Let’s say you’re at a gathering – maybe a cocktail party or a crowded club – and some buff athlete shows up on crutches. He immediately becomes the center of attention as he recounts the story of his injury: “Dude, it was gnarly… total sick shred. Now I’m waitin’ on the MRI results. The docs think I might never shred again, but I’m stoked to get back out there.”
Is there any way that you, a computer geek, can get the conversational focus back where it belongs – on you? Sure you can; just say this: “Really? You’re waiting? They can do MRIs in real time now, and not just an image, but a whole movie. Like better than YouTube, yo… here’s how it works…”
At last week’s GPU Technology Conference in San Jose, researchers from Cal Berkeley and the Max Planck Institute showed how MRI images can now be processed so quickly and accurately that they can be shown as full-motion, real-time videos instead of static, printed output. First, a little background:
MRI machines use magnets arranged in coils to create strong magnetic fields around the body. This field, along with radio waves that are sent at the same time, causes the protons in our bodies to align themselves. When they’re aligned, the protons absorb energy from the waves and release this energy in the form of return radio signals. These return signals are captured by the machine and, after processing, create the 3D MRI picture.
A typical MRI machine has four coils ranging around the circumference of the machine, each of which is sending out its own unique field and collecting the resulting radio waves. Reconstructing this output into an accurate and useful image is a difficult problem. Each coil is seeing a different picture due to its location and its unique properties. Reconciling these differences into a clear and accurate picture of slimy internal body parts requires a lot of long mathematical formulas that utilize operators I’ve never seen before.
While it’s a complex computation, it’s highly parallel in nature, which makes it a great candidate for using accelerators like GPUs to speed processing. What does it take to turn MRIs into a real movie? You have to parallelize the problem so that all the math can be run very quickly and concurrently.
But for this to become a truly useful invention, it has to be performed with computing equipment that is readily available and doesn’t require the budget of a national lab to procure. Our presenters have found that a 12.7 Teraflop/s, two-socket Xeon system with 96GB RAM and four GTX 580 (total of 8 GPUs) will do the trick.
Their first implementation revealed that they could push around four frames per second (FPS) with a single GPU, with speed-up of 1.7x using dual GPUs. However, adding a fourth GPU only yielded around 2.2x speed-up, meaning they were topping out at around 8-10 FPS on reasonably complicated scans.
The problem was rooted in one of their algorithm pieces, but was also due to slower inter-GPU communication. When data was transferred between GPU0 or GPU1 to GPU2 or GPU3, the data had to pass through the CPU, slowing it to a relatively pokey 2.5 GB/s.
By changing the way the algorithm transferred memory to and from the GPU, and also the amount of memory it needed to actually transfer, they decreased overall transfer times by 3.5x compared to their previous best result.

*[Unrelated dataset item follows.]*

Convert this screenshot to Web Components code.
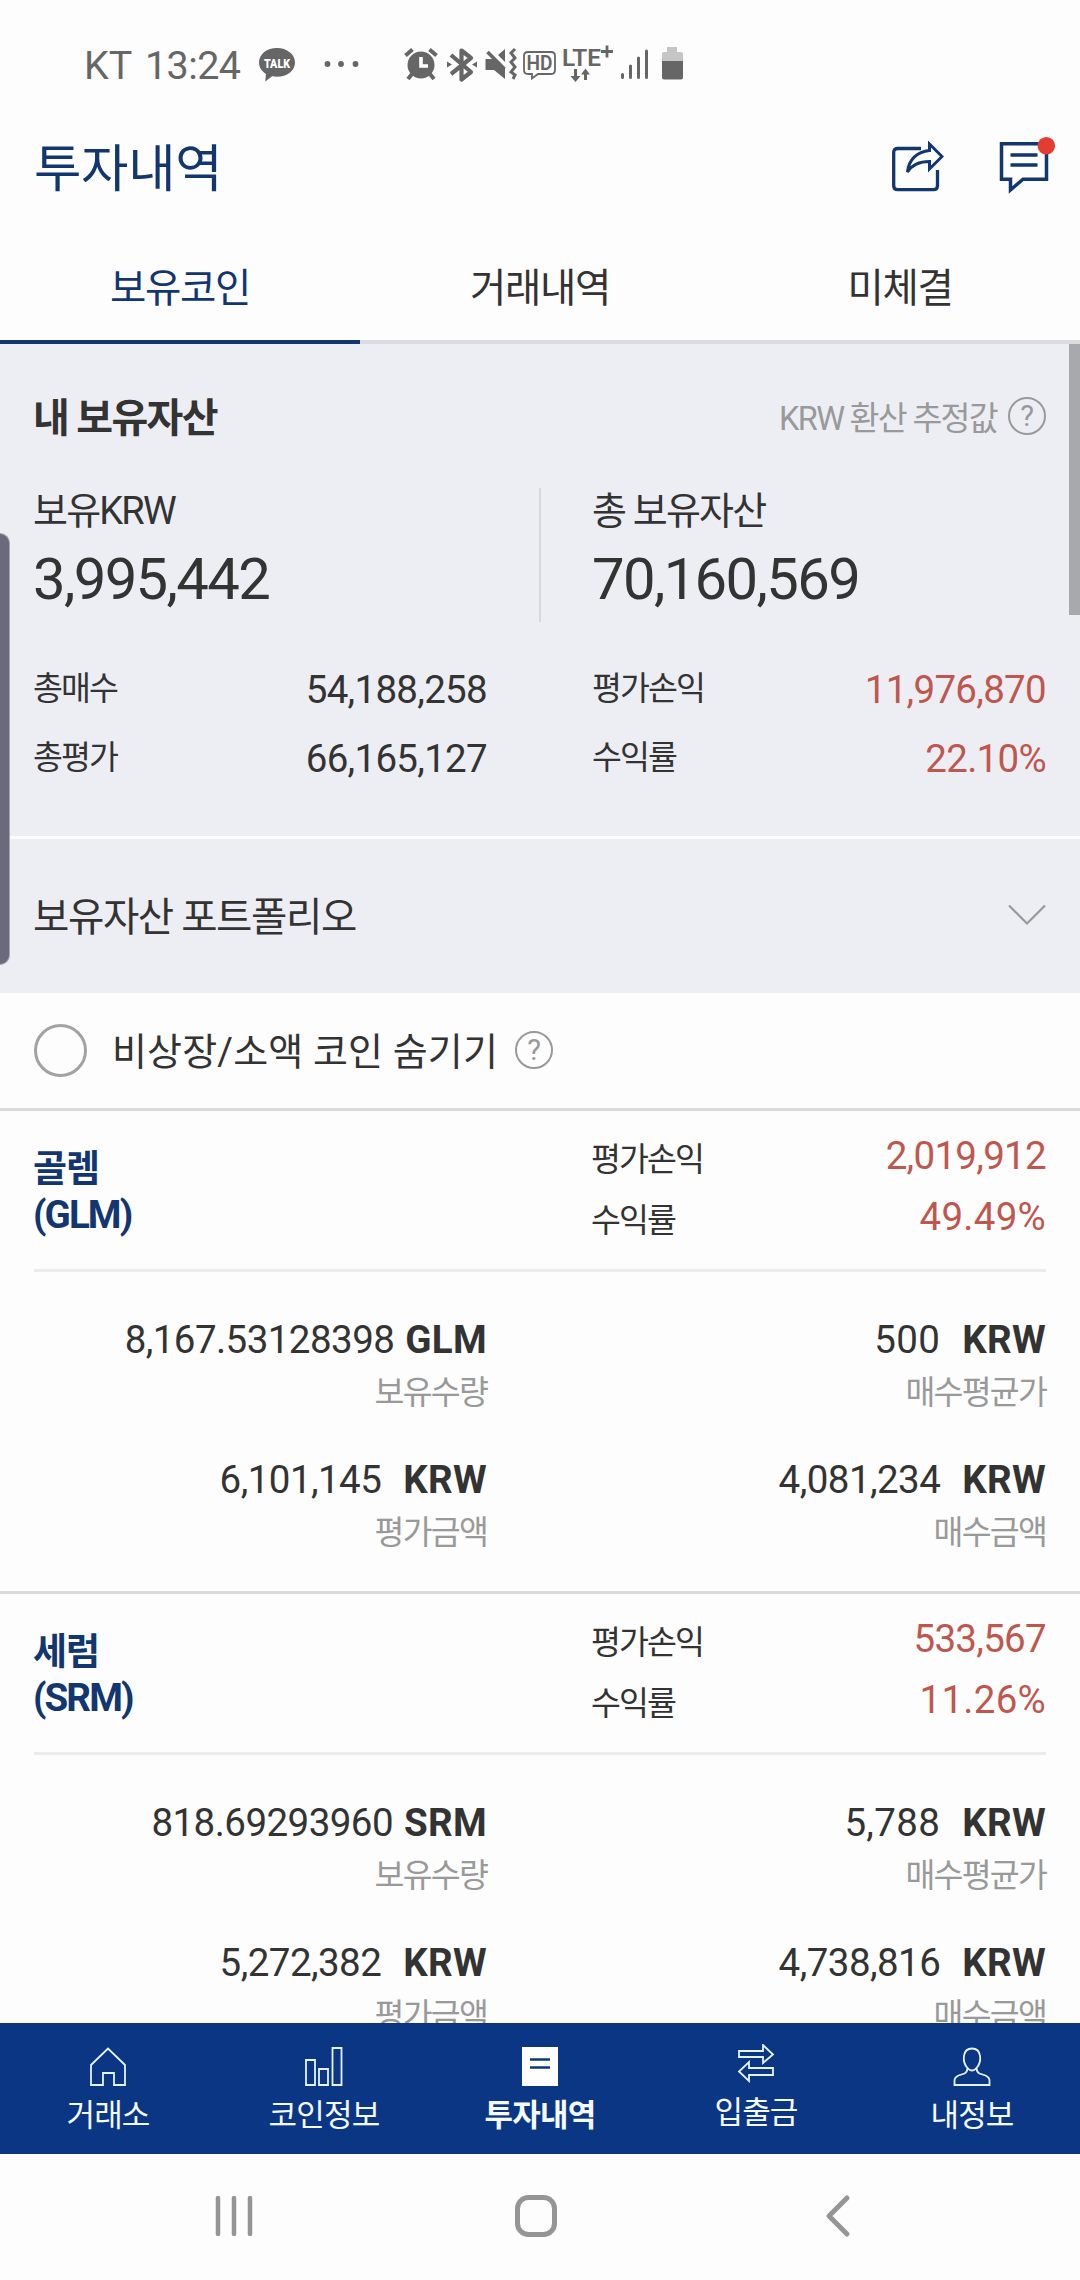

While they didn’t actually use the term RDMA (Remote Direct Memory Access) in their slides or accompanying dialog, I think that’s what they were doing. But given the complexity of the problem, just using RDMA wasn’t enough to provide the real-time performance the researchers needed.
In working through multi-GPU optimization, they realized that they needed a multi-GPU programming library. So they built one, and now it’s available to the community. It allows users to write identical code to run on one, two, four, or more GPUs – and, according to the researchers, “It just works.” (You can find their library here.)
Full motion, real-time MRI has a huge range of medical benefits because doctors can get a much better picture of exactly what’s happening in the body at any given point. They’ll get that information faster and more clearly than ever before. And, as outlined above, there are advantages even for those of us who aren’t patients or doctors; we can use this conversation about real-time MRIs to steal back the spotlight from that snowboarding dude with the cast on his leg.